Originally Posted by
Todd Helme
Ultimately, from a cost analysis stand point you have to factor in the hard facts with the intangibles...
Let`s say you have to put 2k down and your lease payment is 250/mo for the 36 months. Total outlay is 11k, all of which will be a tax write-off. (I am not sure if you can write off mileage on leased vehicles).
Now amortize the 2k down over the next 3 years, which is 56 dollars a month. Your total expense for driving a new vehicle is going to be 306 per month.
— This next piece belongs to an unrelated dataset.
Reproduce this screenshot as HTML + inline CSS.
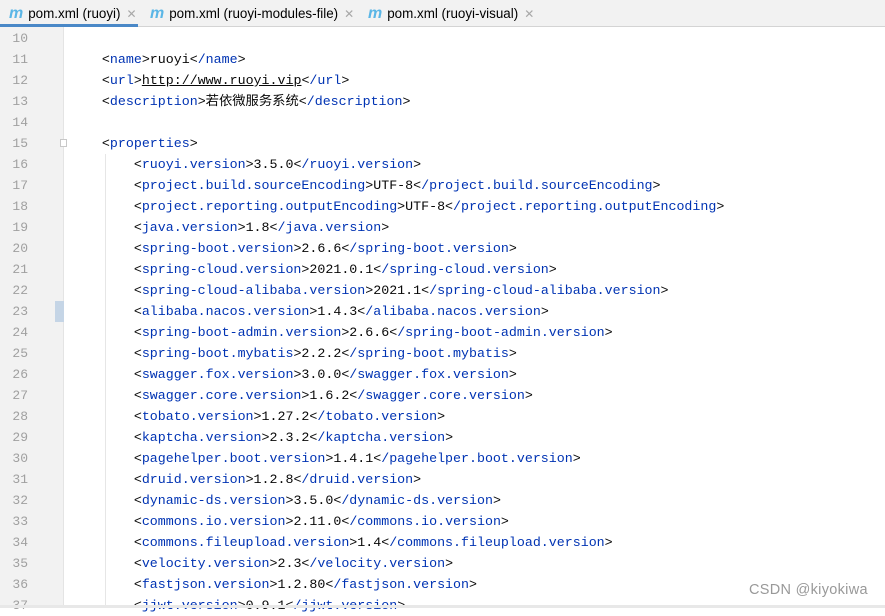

Now deduct maintenance and project repairs on your current vehicle over the next 3 years: 2k to get it some what nice looking, at least 400 in fluid changes (most lease options cover this), and lets say 1k in repairs, for a total over 3,400. This is a conservative estimate as it will likely cost more in every regard. If something large like a transmission goes out, then you are WAY over budget, not to mention the down time (and potential lost revenue and customers). Subtracting your 3.4k from the initial 11k drops your cost to $211.11 per month. Now, since you are putting 2k down up front you want some ROI, (basically you are loaning yourself 2k over the next 3 years) so lets just say 230 per month (a return of 20 per month on your 2k, not much but its fair).
Will having a new, shiny vehicle, which costs 230 a month (tax deductible) equal at least 230 dollars a month in new good business? Again intangibles include new customers you may reach that become life-long customers who provide consistent good business for years. If the answer is yes, then it is a no-brainer, since you will not have to pay taxes on that 230 per month anyways.
Ultimately it does cost money to make money, any good business person knows this. The trick is putting money into areas that will maximize ROI and provide stable income.